Appare chiaro quindi che per Protagora non hanno valore i contenuti dei discorsi, dal momento che è impossibile stabilire ciò che è vero e ciò che è falso, ma conta solo la loro forma argomentativa, che può essere più o meno efficace. Ma la sua dialettica, proprio a causa della mancanza di contenuti validi, era destinata a degenerare nell’eristica, cioè nella pura contesa verbale (cosa quanto mai attuale), contribuendo in tal modo a screditare la sofistica agli occhi di Platone e Aristotele.
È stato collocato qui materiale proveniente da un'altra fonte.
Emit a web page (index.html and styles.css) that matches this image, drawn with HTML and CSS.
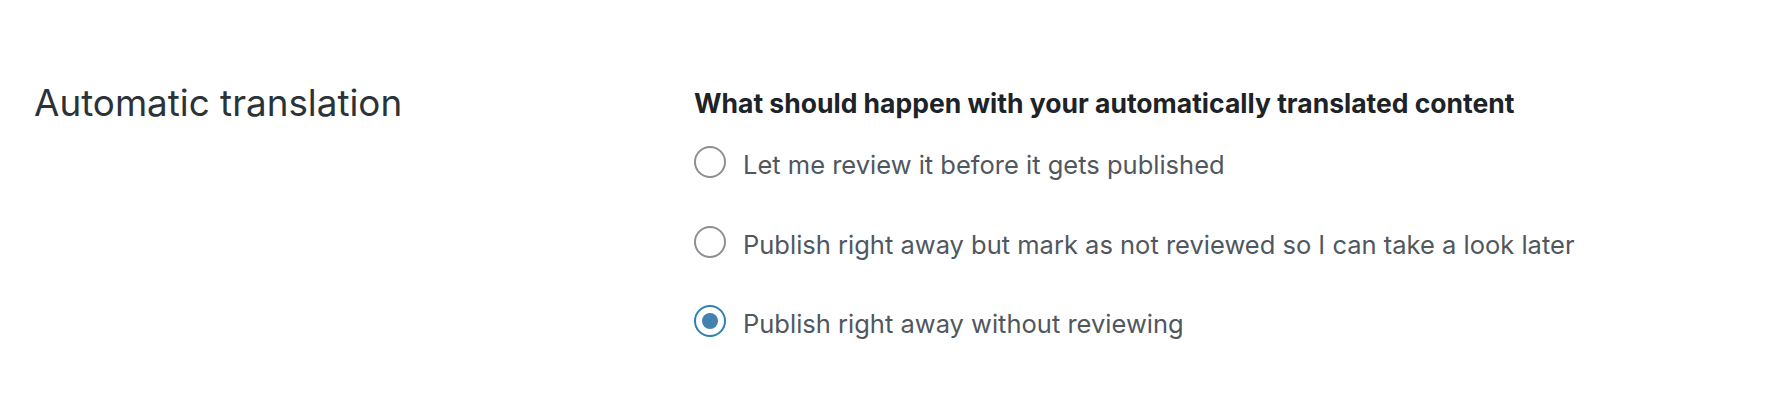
FILE: index.html
```html
<!DOCTYPE html>
<html lang="en">
<head>
    <meta charset="UTF-8">
    <meta name="viewport" content="width=device-width, initial-scale=1.0">
    <title>Automatic translation</title>
    <link rel="stylesheet" href="styles.css">
</head>
<body>
    <div class="settings-row">
        <h2 class="settings-title">Automatic translation</h2>
        <div class="settings-field">
            <p class="field-legend">What should happen with your automatically translated content</p>
            <label class="radio-option">
                <input type="radio" name="review" value="before-publish">
                <span>Let me review it before it gets published</span>
            </label>
            <label class="radio-option">
                <input type="radio" name="review" value="publish-not-reviewed">
                <span>Publish right away but mark as not reviewed so I can take a look later</span>
            </label>
            <label class="radio-option">
                <input type="radio" name="review" value="publish" checked>
                <span>Publish right away without reviewing</span>
            </label>
        </div>
    </div>
</body>
</html>
```

FILE: styles.css
```css
body {
    font-family: 'Inter', 'Noto Sans', sans-serif;
    background-color: #ffffff;
    margin: 0;
    padding: 0;
}
.settings-row {
    display: grid;
    grid-template-columns: 660px 1fr;
    padding: 79px 0 0 34px;
}
.settings-title {
    margin: 0;
    font-size: 36.8px;
    font-weight: 400;
    line-height: 48px;
    color: #2c3338;
}
.settings-field {
    display: flex;
    flex-direction: column;
    gap: 44.5px;
    padding-top: 8px;
}
.field-legend {
    margin: 0 0 -17.5px 0;
    font-size: 26.5px;
    font-weight: 700;
    line-height: 32px;
    color: #1d2327;
}
.radio-option {
    display: flex;
    align-items: flex-start;
    gap: 17px;
    font-size: 25.5px;
    line-height: 32px;
    color: #50575e;
    cursor: pointer;
}
.radio-option span {
    padding-top: 3px;
}
.radio-option input[type="radio"] {
    appearance: none;
    width: 32px;
    height: 32px;
    margin: 0;
    border: 2px solid #8c8f94;
    border-radius: 50%;
    background-color: #ffffff;
    display: flex;
    align-items: center;
    justify-content: center;
    flex-shrink: 0;
}
.radio-option input[type="radio"]:checked {
    border-color: #2f7fb3;
}
.radio-option input[type="radio"]:checked::before {
    content: "";
    width: 16px;
    height: 16px;
    border-radius: 50%;
    background-color: #4581b0;
}
```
E questo è un vero peccato, perché questo epilogo Protagora non lo merita; egli ci ha insegnato che nel mondo “sublunare” come lo chiameranno Platone e Aristotele, le vicende umane sono governate sempre dalla verità ma anche e soprattutto dall’opinione che gli uomini si fanno su di essa. Quindi solo l’uomo è in grado di dare misura, comunicare e dare conto della propria condizione esistenziale, di farla accogliere e accettare ad altri uomini, sia essa di giubilo, angoscia o disperazione, secondo i canoni della tragedia.
Si, perché anche per la tragedia ciò che conta è il modo in cui l’uomo può, senza sapere, preparare la propria rovina.